Written request: Copy out every line that contains the word "styles".

Supplied information:
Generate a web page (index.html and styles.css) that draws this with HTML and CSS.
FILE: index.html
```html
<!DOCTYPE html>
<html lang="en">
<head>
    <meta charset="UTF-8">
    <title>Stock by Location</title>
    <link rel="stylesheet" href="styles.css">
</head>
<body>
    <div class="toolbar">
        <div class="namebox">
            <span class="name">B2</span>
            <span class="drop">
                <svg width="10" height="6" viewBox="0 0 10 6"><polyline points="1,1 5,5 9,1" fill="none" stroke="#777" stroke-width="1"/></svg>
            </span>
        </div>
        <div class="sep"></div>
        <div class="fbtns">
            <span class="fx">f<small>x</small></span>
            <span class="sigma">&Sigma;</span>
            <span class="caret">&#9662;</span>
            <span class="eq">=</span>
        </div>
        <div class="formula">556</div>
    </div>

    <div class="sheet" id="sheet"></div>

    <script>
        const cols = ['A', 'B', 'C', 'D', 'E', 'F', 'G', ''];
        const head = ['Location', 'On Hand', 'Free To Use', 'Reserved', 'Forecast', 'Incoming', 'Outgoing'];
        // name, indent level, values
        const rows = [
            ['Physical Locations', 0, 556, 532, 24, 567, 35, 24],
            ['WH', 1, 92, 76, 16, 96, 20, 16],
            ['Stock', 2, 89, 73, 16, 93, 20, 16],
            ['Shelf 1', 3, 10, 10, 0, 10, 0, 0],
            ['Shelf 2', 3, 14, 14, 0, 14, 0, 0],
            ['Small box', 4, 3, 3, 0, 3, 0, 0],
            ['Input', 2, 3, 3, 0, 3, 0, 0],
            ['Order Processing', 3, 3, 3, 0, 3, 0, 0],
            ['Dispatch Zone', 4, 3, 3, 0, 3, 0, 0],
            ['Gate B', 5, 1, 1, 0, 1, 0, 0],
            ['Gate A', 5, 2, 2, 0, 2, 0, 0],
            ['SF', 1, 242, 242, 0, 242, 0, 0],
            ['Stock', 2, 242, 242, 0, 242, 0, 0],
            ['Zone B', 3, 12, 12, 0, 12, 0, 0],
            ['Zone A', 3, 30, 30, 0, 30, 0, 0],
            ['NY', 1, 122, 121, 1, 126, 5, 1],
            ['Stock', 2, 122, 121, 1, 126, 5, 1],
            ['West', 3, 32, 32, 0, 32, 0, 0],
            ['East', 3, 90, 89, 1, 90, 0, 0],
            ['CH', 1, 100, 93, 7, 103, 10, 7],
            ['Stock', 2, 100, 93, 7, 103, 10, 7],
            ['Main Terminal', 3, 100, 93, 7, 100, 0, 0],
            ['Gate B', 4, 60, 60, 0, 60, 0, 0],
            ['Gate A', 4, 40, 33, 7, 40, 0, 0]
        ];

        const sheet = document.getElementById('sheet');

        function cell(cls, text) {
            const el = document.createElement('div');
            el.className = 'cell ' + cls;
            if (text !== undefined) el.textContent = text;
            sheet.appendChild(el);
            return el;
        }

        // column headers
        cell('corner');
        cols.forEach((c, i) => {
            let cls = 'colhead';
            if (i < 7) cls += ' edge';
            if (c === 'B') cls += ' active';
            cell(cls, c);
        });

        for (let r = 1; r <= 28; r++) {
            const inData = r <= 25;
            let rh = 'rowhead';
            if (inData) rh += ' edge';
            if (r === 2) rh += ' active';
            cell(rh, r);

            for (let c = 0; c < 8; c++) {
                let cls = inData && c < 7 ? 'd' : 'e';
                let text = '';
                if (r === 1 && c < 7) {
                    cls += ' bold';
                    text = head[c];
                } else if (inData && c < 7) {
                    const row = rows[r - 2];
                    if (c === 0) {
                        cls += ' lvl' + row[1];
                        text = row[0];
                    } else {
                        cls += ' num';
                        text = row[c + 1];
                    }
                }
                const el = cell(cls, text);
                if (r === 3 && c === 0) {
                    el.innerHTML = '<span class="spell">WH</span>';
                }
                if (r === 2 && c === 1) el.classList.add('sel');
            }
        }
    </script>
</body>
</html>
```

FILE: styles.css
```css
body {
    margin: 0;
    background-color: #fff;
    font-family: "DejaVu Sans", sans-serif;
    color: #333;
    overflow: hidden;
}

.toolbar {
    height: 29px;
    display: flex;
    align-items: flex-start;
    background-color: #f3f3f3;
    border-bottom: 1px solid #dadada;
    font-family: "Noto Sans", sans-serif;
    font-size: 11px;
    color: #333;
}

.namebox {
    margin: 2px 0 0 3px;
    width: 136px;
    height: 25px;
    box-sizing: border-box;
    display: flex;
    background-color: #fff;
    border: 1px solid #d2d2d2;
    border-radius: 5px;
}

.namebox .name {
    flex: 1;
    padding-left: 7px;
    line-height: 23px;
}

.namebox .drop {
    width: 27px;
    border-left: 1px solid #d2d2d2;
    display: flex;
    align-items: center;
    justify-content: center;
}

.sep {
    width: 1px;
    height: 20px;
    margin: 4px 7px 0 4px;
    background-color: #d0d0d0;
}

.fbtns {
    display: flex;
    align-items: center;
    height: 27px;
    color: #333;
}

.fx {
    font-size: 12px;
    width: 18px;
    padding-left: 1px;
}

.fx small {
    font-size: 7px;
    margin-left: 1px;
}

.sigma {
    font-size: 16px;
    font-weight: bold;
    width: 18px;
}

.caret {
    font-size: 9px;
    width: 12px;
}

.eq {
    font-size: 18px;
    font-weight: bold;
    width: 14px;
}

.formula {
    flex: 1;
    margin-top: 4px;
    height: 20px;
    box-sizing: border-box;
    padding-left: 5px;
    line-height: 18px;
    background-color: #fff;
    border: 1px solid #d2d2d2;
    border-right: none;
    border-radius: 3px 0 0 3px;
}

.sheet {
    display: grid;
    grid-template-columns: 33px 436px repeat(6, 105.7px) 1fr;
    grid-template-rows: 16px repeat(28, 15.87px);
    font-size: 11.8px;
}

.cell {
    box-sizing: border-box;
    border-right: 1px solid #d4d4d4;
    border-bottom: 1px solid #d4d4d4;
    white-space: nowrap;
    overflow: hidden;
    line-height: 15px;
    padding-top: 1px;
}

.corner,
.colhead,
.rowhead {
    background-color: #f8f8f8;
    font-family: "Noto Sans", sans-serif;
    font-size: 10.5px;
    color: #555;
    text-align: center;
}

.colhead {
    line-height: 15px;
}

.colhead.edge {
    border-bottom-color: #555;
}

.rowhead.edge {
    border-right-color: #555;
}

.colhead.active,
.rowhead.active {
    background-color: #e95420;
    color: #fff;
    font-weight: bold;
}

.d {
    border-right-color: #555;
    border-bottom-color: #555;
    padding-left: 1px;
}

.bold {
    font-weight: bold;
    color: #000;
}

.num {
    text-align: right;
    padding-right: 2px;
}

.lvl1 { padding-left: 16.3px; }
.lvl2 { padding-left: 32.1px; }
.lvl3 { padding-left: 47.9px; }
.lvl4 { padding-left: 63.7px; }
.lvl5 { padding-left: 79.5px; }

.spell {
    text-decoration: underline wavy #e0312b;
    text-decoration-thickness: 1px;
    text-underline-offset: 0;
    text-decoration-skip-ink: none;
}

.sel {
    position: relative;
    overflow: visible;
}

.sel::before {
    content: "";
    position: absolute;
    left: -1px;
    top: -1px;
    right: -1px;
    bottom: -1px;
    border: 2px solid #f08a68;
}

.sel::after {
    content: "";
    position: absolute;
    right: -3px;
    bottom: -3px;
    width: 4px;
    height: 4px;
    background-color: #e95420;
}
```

Result:
Generate a web page (index.html and styles.css) that draws this with HTML and CSS.
    <link rel="stylesheet" href="styles.css">
FILE: styles.css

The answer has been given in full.